Breakfast Power Muffins

This batter will keep for up to a week in the refrigerator, so it’s easy to bake the muffins fresh in the morning.

Directions   Print recipe     Email to a friend
Serves 2 dozen muffins
3 cups mashed banana (about 6 bananas)
1 cup natural peanut butter
3 cups old fashioned oats
1 tablespoon baking powder
1 tablespoon cinnamon
3/4 cup chopped walnuts
3/4 cup raisins, dates, dried cherries or cranberries
1 cup bittersweet chocolate chips (optional)

Preheat oven to 375 degrees.
Line a muffin pan with paper cups, or use nonstick spray.

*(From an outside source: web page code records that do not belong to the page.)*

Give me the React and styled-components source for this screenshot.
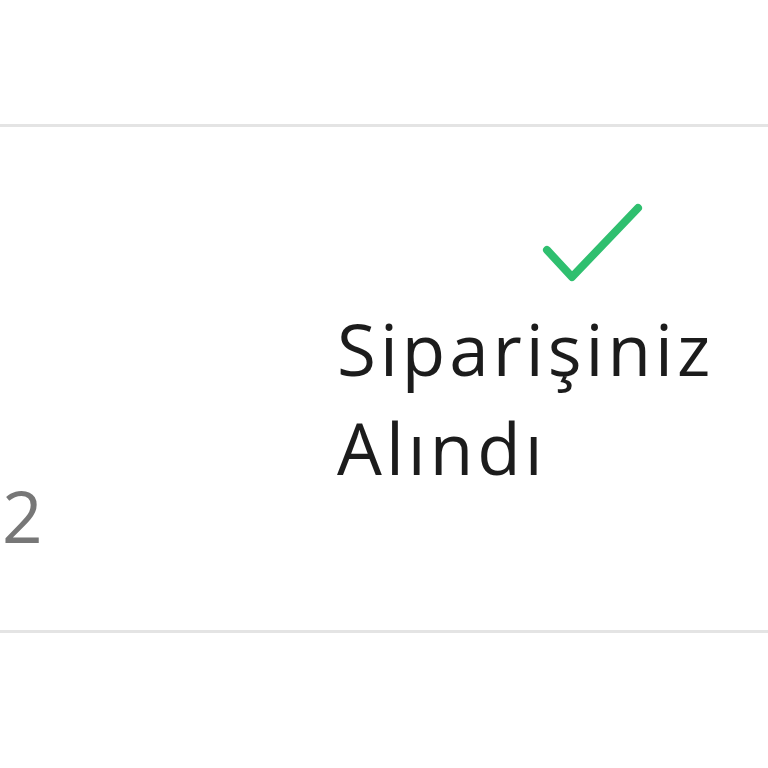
import React from 'react'
import styled, { createGlobalStyle } from "styled-components";

const Global = createGlobalStyle`
  html, body {
    margin: 0;
    padding: 0;
    background: #ffffff;
    overflow: hidden;
  }
`;

const Page = styled.div`
  width: 768px;
  height: 768px;
  padding-top: 124px;
  box-sizing: border-box;
  font-family: "Open Sans", "Liberation Sans", sans-serif;
`;

const OrderRow = styled.div`
  display: grid;
  grid-template-columns: 337px 1fr;
  height: 509px;
  box-sizing: border-box;
  border-top: 3px solid #e4e4e4;
  border-bottom: 3px solid #e4e4e4;
`;

const QtyCell = styled.div`
  padding-top: 339px;
  padding-left: 2px;
  font-size: 71px;
  line-height: 99px;
  color: #777777;
`;

const StatusCell = styled.div`
  display: flex;
  flex-direction: column;
  padding-top: 71px;
`;

const Check = styled.svg`
  width: 110px;
  height: 90px;
  margin-left: 200px;
  display: block;
`;

const StatusText = styled.div`
  margin-top: 11px;
  font-size: 71px;
  line-height: 99px;
  letter-spacing: 4px;
  color: #1c1c1c;
`;

function App() {
    return (
        <>
          <Global />
          <Page>
            <OrderRow>
              <QtyCell>2</QtyCell>
              <StatusCell>
                <Check viewBox="0 0 110 90">
                  <path d="M10 52 L35 79 L101 10" fill="none" stroke="#2fbf6f" strokeWidth="8" strokeLinecap="round" strokeLinejoin="round" />
                </Check>
                <StatusText>Siparişiniz<br />Alındı</StatusText>
              </StatusCell>
            </OrderRow>
          </Page>
        </>
    )
}

export default App;
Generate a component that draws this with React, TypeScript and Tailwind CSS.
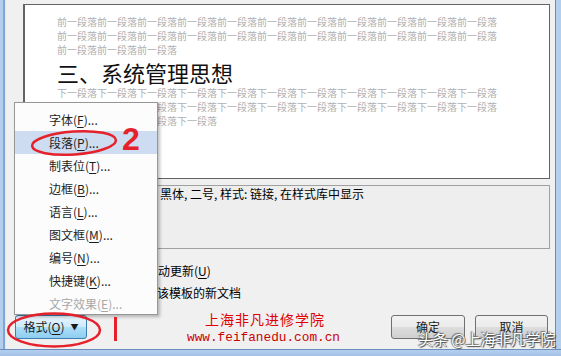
const before = '前一段落'
const after = '下一段落'

const menu: { label: string; key: string; disabled?: boolean; active?: boolean }[] = [
  { label: '字体', key: 'F' },
  { label: '段落', key: 'P', active: true },
  { label: '制表位', key: 'T' },
  { label: '边框', key: 'B' },
  { label: '语言', key: 'L' },
  { label: '图文框', key: 'M' },
  { label: '编号', key: 'N' },
  { label: '快捷键', key: 'K' },
  { label: '文字效果', key: 'E', disabled: true },
]

function Btn({ children, className = '' }: { children: React.ReactNode; className?: string }) {
  return (
    <div
      className={`h-[24px] flex items-center justify-center rounded-[3px] border border-[#707070] bg-[linear-gradient(to_bottom,#f2f2f2_0%,#ebebeb_50%,#dddddd_50%,#cfcfcf_100%)] text-[12px] text-[#1a1a1a] ${className}`}
    >
      {children}
    </div>
  )
}

export default function App() {
  return (
    <div className="relative w-[561px] h-[356px] overflow-hidden flex flex-col bg-[#a9c6ec] font-['Noto_Sans_CJK_SC','Noto_Sans',sans-serif] text-[12px] text-black">
      <div className="flex flex-1">
        <div className="w-[6px] bg-[linear-gradient(to_right,#b4cfee_0px,#b4cfee_3px,#7fa6d6_3px,#7fa6d6_5px,#dfe8f3_5px)]" />

        <div className="relative flex-1 flex flex-col bg-[#f0f0f0] pt-[4px] pl-[9px]">
          {/* preview */}
          <div className="ml-[8px] mr-[5px] h-[175px] border border-[#646464] border-l-2 bg-white pl-[32px] pt-[10px] overflow-hidden">
            <div className="text-[10px] leading-[14px] text-[#b0b0b0] whitespace-nowrap">
              <div>{before.repeat(11)}</div>
              <div>{before.repeat(11)}</div>
              <div>{before.repeat(3)}</div>
            </div>
            <div className="mt-[1px] text-[22px] leading-[28px] text-[#111] whitespace-nowrap">三、系统管理思想</div>
            <div className="text-[10px] leading-[14px] text-[#b0b0b0] whitespace-nowrap">
              <div>{after.repeat(11)}</div>
              <div>{after.repeat(11)}</div>
              <div>{after.repeat(4)}</div>
            </div>
          </div>

          {/* description */}
          <div className="ml-[8px] mr-[5px] mt-[6px] h-[64px] border border-[#a0a0a0] bg-[#eeeeee] pl-[136px] text-[12px] leading-[16px] whitespace-nowrap">
            黑体, 二号, 样式: 链接, 在样式库中显示
          </div>

          {/* options */}
          <div className="ml-[8px] mt-[12px] h-[20px] flex items-center whitespace-nowrap">
            <div className="w-[107px] flex items-center gap-[3px]">
              <span className="w-[13px] h-[13px] border border-[#8e8f8f] bg-white" />
              <span>添加到样式库(S)</span>
            </div>
            <span className="w-[13px] h-[13px] border border-[#8e8f8f] bg-white" />
            <span className="ml-[3px]">
              自动更新(<span className="underline underline-offset-2">U</span>)
            </span>
          </div>
          <div className="ml-[8px] mt-[2px] h-[20px] flex items-center whitespace-nowrap">
            <div className="w-[95px] flex items-center gap-[3px]">
              <span className="w-[13px] h-[13px] rounded-full border border-[#8e8f8f] bg-white" />
              <span>仅限此文档(D)</span>
            </div>
            <span className="w-[13px] h-[13px] rounded-full border border-[#8e8f8f] bg-white" />
            <span className="ml-[2px]">基于该模板的新文档</span>
          </div>

          {/* buttons */}
          <div className="mt-[12px] mr-[7px] flex items-center">
            <div className="w-[72px] h-[24px] flex items-center justify-center gap-[6px] rounded-[3px] border border-[#3c7fb1] bg-[linear-gradient(to_bottom,#e8f5fd_0%,#cfeafa_50%,#ade0f8_50%,#8fcdf0_100%)] text-[12px] text-[#1a1a1a]">
              <span>
                格式(<span className="underline underline-offset-2">O</span>)
              </span>
              <span className="text-[8px] leading-none">▼</span>
            </div>
            <Btn className="ml-auto w-[74px]">确定</Btn>
            <Btn className="ml-[10px] w-[73px]">取消</Btn>
          </div>

          {/* context menu */}
          <div className="absolute left-[8px] top-[102px] w-[144px] h-[213px] border border-[#979797] bg-[#fcfcfc] pt-[5px] shadow-[2px_2px_3px_rgba(0,0,0,0.25)]">
            {menu.map((m) => (
              <div
                key={m.key}
                className={`h-[23px] flex items-center pl-[34px] whitespace-nowrap ${m.active ? 'bg-[#cddcf0]' : ''} ${m.disabled ? 'text-[#a8a8a8]' : 'text-[#1e1e1e]'}`}
              >
                {m.label}(<span className="underline underline-offset-2">{m.key}</span>)...
              </div>
            ))}
          </div>
        </div>

        <div className="w-[6px] bg-[linear-gradient(to_right,#6b8cb8_0px,#6b8cb8_1px,#b4cfee_1px)]" />
      </div>
      <div className="h-[7px] bg-[linear-gradient(to_bottom,#6b8cb8_0px,#6b8cb8_1px,#b4cfee_1px,#a4c2e8_7px)]" />

      {/* annotations */}
      <svg className="absolute inset-0 pointer-events-none" width="561" height="356">
        <ellipse cx="74" cy="143" rx="42" ry="11.5" transform="rotate(-4 74 143)" fill="none" stroke="#e5222b" strokeWidth="2.5" />
        <ellipse cx="54" cy="330" rx="46" ry="16.5" fill="none" stroke="#e5222b" strokeWidth="2.5" />
        <rect x="114" y="317" width="3" height="24" fill="#e5222b" />
      </svg>
      <div className="absolute left-[122px] top-[123px] text-[32px] leading-none font-bold text-[#e5222b] font-['Liberation_Sans',sans-serif]">2</div>

      <div className="absolute left-[205px] top-[312px] text-[14px] leading-none tracking-[1px] text-[#e00000] whitespace-nowrap">上海非凡进修学院</div>
      <div className="absolute left-[187px] top-[332px] text-[12.75px] leading-none text-[#cc0000] font-['Liberation_Mono',monospace] whitespace-nowrap">www.feifanedu.com.cn</div>

      <div className="absolute left-[418px] top-[331px] text-[15px] leading-none text-white whitespace-nowrap [text-shadow:0_0_1px_#555,1px_1px_1px_#444,-1px_-1px_1px_#777]">
        头条 @上海非凡学院
      </div>
    </div>
  )
}
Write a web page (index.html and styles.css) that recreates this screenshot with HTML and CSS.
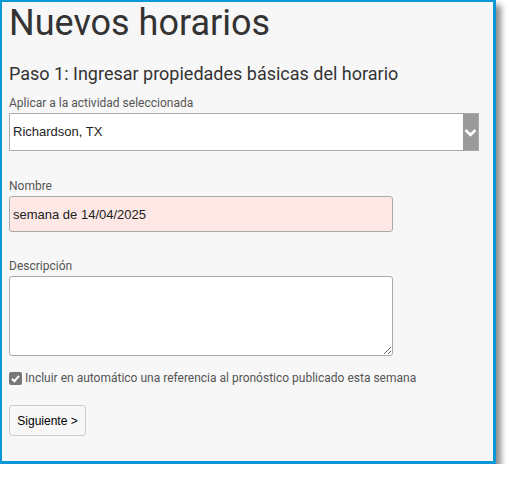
FILE: index.html
```html
<!DOCTYPE html>
<html>
<head>
    <title>Nuevos horarios</title>
    <meta name="viewport" content="width=device-width, initial-scale=1.0">
    <link rel="stylesheet" href="styles.css">
</head>
<body>
    <div class="frame">
        <h1>Nuevos horarios</h1>
        <h2>Paso 1: Ingresar propiedades básicas del horario</h2>

        <label class="field-label">Aplicar a la actividad seleccionada</label>
        <div class="select">
            <span class="select-value">Richardson, TX</span>
            <span class="select-arrow">
                <svg width="13" height="9" viewBox="0 0 13 9">
                    <path d="M1.5 2 L6.5 7 L11.5 2" fill="none" stroke="#fff" stroke-width="2.6"/>
                </svg>
            </span>
        </div>

        <label class="field-label spaced">Nombre</label>
        <input type="text" class="text-input" value="semana de 14/04/2025">

        <label class="field-label spaced desc">Descripción</label>
        <textarea class="text-area"></textarea>

        <div class="check-row">
            <span class="checkbox">
                <svg width="13" height="13" viewBox="0 0 13 13">
                    <path d="M3 6.8 L5.4 9.2 L10 3.8" fill="none" stroke="#fff" stroke-width="2"/>
                </svg>
            </span>
            <span class="check-label">Incluir en automático una referencia al pronóstico publicado esta semana</span>
        </div>

        <button class="next-btn">Siguiente &gt;</button>
    </div>
</body>
</html>
```

FILE: styles.css
```css
body {
    margin: 0;
    background: #fff;
    font-family: Roboto, "Liberation Sans", sans-serif;
}
.frame {
    width: 484px;
    height: 459px;
    box-sizing: content-box;
    border-style: solid;
    border-color: #0a98d8;
    border-width: 2px 3px 3px 2px;
    background: #f7f7f7;
    padding: 0 0 0 7px;
    box-shadow: 5px 5px 6px rgba(0,0,0,0.45);
}
h1 {
    margin: 0;
    font-size: 36px;
    font-weight: normal;
    color: #333;
    line-height: 43px;
}
h2 {
    margin: 18px 0 0 0;
    font-size: 18px;
    font-weight: normal;
    color: #333;
    line-height: 21px;
}
.field-label {
    display: block;
    margin-top: 12px;
    font-size: 12px;
    line-height: 14px;
    color: #555;
}
.field-label.spaced {
    margin-top: 28px;
}
.field-label.desc {
    margin-top: 27px;
}
.select {
    display: flex;
    margin-top: 3px;
    width: 470px;
    height: 38px;
    box-sizing: border-box;
    border: 1px solid #aaa;
    background: #fff;
}
.select-value {
    flex: 1;
    padding-left: 3px;
    font-family: "Liberation Sans", Arial, sans-serif;
    font-size: 13px;
    line-height: 36px;
    color: #222;
}
.select-arrow {
    width: 15px;
    background: #9a9a9a;
    display: flex;
    align-items: center;
    justify-content: center;
}
.text-input, .text-area {
    display: block;
    margin-top: 3px;
    width: 384px;
    box-sizing: border-box;
    border: 1px solid #aaa;
    border-radius: 3px;
    padding: 0 3px;
    font-family: "Liberation Sans", Arial, sans-serif;
    font-size: 13px;
    color: #222;
}
.text-input {
    height: 36px;
    background: #fde8e6;
}
.text-area {
    height: 80px;
    background: #fff;
}
.check-row {
    display: flex;
    align-items: center;
    margin-top: 15px;
}
.checkbox {
    width: 13px;
    height: 13px;
    border-radius: 2px;
    background: #777;
    display: flex;
    margin-right: 3px;
}
.check-label {
    font-size: 12px;
    color: #555;
}
.next-btn {
    margin-top: 20px;
    width: 77px;
    height: 31px;
    border: 1px solid #ccc;
    border-radius: 3px;
    background: #f7f7f7;
    font-family: "Liberation Sans", Arial, sans-serif;
    font-size: 12px;
    color: #000;
    padding: 0;
}
```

  1. In a large bowl, stir together the banana and peanut butter.
  2. Add the remaining ingredients and mix together until well combined. (You may want to use your hands.)
  3. Spoon the batter into the prepared muffin pan, filling the cups to the top.
  4. Bake for 20 minutes or until the tops are slightly brown and muffins are firm.
  5. Cool in the pan for 5 minutes, then remove the muffins and place on a wire rack to cool completely.
  6. Store the baked muffins, tightly covered, at room temperature for up to 4 days.
Preparation Time: 
15 minutes; Baking time: 20 minutes.